EXERCISE TASK: All of the material should be reproduced exactly, with pictures left out.
§
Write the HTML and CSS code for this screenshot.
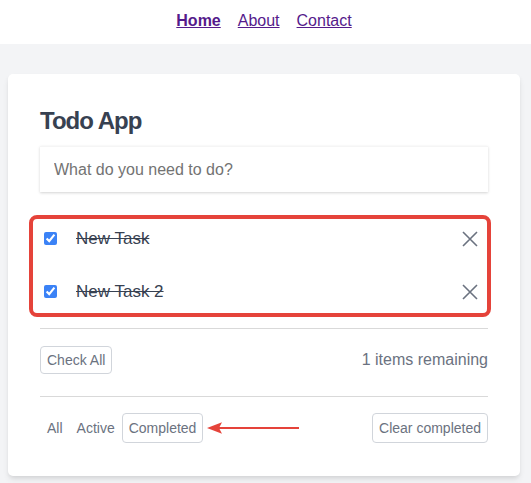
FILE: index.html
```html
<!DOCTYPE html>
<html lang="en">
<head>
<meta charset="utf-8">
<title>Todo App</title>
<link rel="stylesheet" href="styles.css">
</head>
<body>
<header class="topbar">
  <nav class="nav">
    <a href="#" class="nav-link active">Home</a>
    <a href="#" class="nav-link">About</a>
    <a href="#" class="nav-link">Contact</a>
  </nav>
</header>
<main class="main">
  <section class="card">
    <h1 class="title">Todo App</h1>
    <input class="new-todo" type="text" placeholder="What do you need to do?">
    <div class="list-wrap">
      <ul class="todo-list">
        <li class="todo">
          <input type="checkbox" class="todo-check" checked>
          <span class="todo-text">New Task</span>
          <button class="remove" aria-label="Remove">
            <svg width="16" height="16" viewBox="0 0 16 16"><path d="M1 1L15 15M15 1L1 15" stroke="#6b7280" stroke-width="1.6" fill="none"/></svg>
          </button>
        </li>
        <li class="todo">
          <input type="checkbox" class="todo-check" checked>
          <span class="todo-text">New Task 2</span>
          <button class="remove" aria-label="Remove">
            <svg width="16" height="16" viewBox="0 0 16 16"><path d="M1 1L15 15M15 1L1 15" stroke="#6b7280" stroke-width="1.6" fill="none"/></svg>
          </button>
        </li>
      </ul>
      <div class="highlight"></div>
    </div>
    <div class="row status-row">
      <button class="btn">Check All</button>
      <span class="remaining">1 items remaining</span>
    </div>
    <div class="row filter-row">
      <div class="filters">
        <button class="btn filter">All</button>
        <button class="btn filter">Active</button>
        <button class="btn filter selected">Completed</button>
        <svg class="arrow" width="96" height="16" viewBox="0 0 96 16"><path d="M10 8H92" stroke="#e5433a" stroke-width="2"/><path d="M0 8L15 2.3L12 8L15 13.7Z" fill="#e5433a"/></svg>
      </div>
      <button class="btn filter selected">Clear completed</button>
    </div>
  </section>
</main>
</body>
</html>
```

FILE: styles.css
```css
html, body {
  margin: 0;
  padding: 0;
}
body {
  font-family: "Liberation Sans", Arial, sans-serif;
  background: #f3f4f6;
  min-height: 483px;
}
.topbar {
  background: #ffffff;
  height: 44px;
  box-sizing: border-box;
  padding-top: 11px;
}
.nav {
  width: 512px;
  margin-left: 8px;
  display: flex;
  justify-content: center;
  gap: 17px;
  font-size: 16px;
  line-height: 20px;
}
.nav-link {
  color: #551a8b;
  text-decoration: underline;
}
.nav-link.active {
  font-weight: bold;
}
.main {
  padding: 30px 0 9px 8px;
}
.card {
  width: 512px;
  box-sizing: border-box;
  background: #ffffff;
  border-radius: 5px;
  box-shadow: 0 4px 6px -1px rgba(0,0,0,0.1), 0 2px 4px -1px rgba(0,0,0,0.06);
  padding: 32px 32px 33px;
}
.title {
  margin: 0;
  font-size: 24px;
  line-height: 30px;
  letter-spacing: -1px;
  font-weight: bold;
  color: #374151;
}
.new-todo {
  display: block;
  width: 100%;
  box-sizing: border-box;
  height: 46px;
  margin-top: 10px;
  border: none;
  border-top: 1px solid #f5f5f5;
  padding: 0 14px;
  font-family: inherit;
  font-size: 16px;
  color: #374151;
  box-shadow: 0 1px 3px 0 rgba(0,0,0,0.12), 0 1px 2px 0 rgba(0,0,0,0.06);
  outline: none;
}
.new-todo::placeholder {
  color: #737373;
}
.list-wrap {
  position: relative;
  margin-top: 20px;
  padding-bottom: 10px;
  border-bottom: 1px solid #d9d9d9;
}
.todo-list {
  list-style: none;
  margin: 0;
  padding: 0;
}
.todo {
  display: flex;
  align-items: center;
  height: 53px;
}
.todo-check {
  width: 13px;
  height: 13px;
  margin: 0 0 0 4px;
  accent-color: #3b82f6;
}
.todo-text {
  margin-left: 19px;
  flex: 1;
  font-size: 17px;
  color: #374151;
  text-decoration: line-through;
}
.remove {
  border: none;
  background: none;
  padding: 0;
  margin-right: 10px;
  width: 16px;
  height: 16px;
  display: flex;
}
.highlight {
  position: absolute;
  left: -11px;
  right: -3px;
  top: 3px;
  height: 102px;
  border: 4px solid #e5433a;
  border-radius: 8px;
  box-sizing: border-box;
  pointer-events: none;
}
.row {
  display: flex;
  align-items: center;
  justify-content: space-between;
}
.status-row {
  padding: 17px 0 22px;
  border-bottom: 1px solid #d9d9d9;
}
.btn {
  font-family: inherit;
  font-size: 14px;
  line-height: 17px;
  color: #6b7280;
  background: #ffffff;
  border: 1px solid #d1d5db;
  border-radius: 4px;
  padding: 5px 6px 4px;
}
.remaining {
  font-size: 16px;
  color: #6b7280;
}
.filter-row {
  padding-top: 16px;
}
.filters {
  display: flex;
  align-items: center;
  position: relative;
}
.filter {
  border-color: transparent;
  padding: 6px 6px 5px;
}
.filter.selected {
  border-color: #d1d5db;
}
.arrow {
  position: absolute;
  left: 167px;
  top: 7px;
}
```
§
EXERCISE OUTPUT:
Write the HTML and CSS code for this screenshot.
FILE: index.html
```html
<!DOCTYPE html>
<html lang="en">
<head>
<meta charset="utf-8">
<title>Todo App</title>
<link rel="stylesheet" href="styles.css">
</head>
<body>
<header class="topbar">
  <nav class="nav">
    <a href="#" class="nav-link active">Home</a>
    <a href="#" class="nav-link">About</a>
    <a href="#" class="nav-link">Contact</a>
  </nav>
</header>
<main class="main">
  <section class="card">
    <h1 class="title">Todo App</h1>
    <input class="new-todo" type="text" placeholder="What do you need to do?">
    <div class="list-wrap">
      <ul class="todo-list">
        <li class="todo">
          <input type="checkbox" class="todo-check" checked>
          <span class="todo-text">New Task</span>
          <button class="remove" aria-label="Remove">
            <svg width="16" height="16" viewBox="0 0 16 16"><path d="M1 1L15 15M15 1L1 15" stroke="#6b7280" stroke-width="1.6" fill="none"/></svg>
          </button>
        </li>
        <li class="todo">
          <input type="checkbox" class="todo-check" checked>
          <span class="todo-text">New Task 2</span>
          <button class="remove" aria-label="Remove">
            <svg width="16" height="16" viewBox="0 0 16 16"><path d="M1 1L15 15M15 1L1 15" stroke="#6b7280" stroke-width="1.6" fill="none"/></svg>
          </button>
        </li>
      </ul>
      <div class="highlight"></div>
    </div>
    <div class="row status-row">
      <button class="btn">Check All</button>
      <span class="remaining">1 items remaining</span>
    </div>
    <div class="row filter-row">
      <div class="filters">
        <button class="btn filter">All</button>
        <button class="btn filter">Active</button>
        <button class="btn filter selected">Completed</button>
        <svg class="arrow" width="96" height="16" viewBox="0 0 96 16"><path d="M10 8H92" stroke="#e5433a" stroke-width="2"/><path d="M0 8L15 2.3L12 8L15 13.7Z" fill="#e5433a"/></svg>
      </div>
      <button class="btn filter selected">Clear completed</button>
    </div>
  </section>
</main>
</body>
</html>
```

FILE: styles.css
```css
html, body {
  margin: 0;
  padding: 0;
}
body {
  font-family: "Liberation Sans", Arial, sans-serif;
  background: #f3f4f6;
  min-height: 483px;
}
.topbar {
  background: #ffffff;
  height: 44px;
  box-sizing: border-box;
  padding-top: 11px;
}
.nav {
  width: 512px;
  margin-left: 8px;
  display: flex;
  justify-content: center;
  gap: 17px;
  font-size: 16px;
  line-height: 20px;
}
.nav-link {
  color: #551a8b;
  text-decoration: underline;
}
.nav-link.active {
  font-weight: bold;
}
.main {
  padding: 30px 0 9px 8px;
}
.card {
  width: 512px;
  box-sizing: border-box;
  background: #ffffff;
  border-radius: 5px;
  box-shadow: 0 4px 6px -1px rgba(0,0,0,0.1), 0 2px 4px -1px rgba(0,0,0,0.06);
  padding: 32px 32px 33px;
}
.title {
  margin: 0;
  font-size: 24px;
  line-height: 30px;
  letter-spacing: -1px;
  font-weight: bold;
  color: #374151;
}
.new-todo {
  display: block;
  width: 100%;
  box-sizing: border-box;
  height: 46px;
  margin-top: 10px;
  border: none;
  border-top: 1px solid #f5f5f5;
  padding: 0 14px;
  font-family: inherit;
  font-size: 16px;
  color: #374151;
  box-shadow: 0 1px 3px 0 rgba(0,0,0,0.12), 0 1px 2px 0 rgba(0,0,0,0.06);
  outline: none;
}
.new-todo::placeholder {
  color: #737373;
}
.list-wrap {
  position: relative;
  margin-top: 20px;
  padding-bottom: 10px;
  border-bottom: 1px solid #d9d9d9;
}
.todo-list {
  list-style: none;
  margin: 0;
  padding: 0;
}
.todo {
  display: flex;
  align-items: center;
  height: 53px;
}
.todo-check {
  width: 13px;
  height: 13px;
  margin: 0 0 0 4px;
  accent-color: #3b82f6;
}
.todo-text {
  margin-left: 19px;
  flex: 1;
  font-size: 17px;
  color: #374151;
  text-decoration: line-through;
}
.remove {
  border: none;
  background: none;
  padding: 0;
  margin-right: 10px;
  width: 16px;
  height: 16px;
  display: flex;
}
.highlight {
  position: absolute;
  left: -11px;
  right: -3px;
  top: 3px;
  height: 102px;
  border: 4px solid #e5433a;
  border-radius: 8px;
  box-sizing: border-box;
  pointer-events: none;
}
.row {
  display: flex;
  align-items: center;
  justify-content: space-between;
}
.status-row {
  padding: 17px 0 22px;
  border-bottom: 1px solid #d9d9d9;
}
.btn {
  font-family: inherit;
  font-size: 14px;
  line-height: 17px;
  color: #6b7280;
  background: #ffffff;
  border: 1px solid #d1d5db;
  border-radius: 4px;
  padding: 5px 6px 4px;
}
.remaining {
  font-size: 16px;
  color: #6b7280;
}
.filter-row {
  padding-top: 16px;
}
.filters {
  display: flex;
  align-items: center;
  position: relative;
}
.filter {
  border-color: transparent;
  padding: 6px 6px 5px;
}
.filter.selected {
  border-color: #d1d5db;
}
.arrow {
  position: absolute;
  left: 167px;
  top: 7px;
}
```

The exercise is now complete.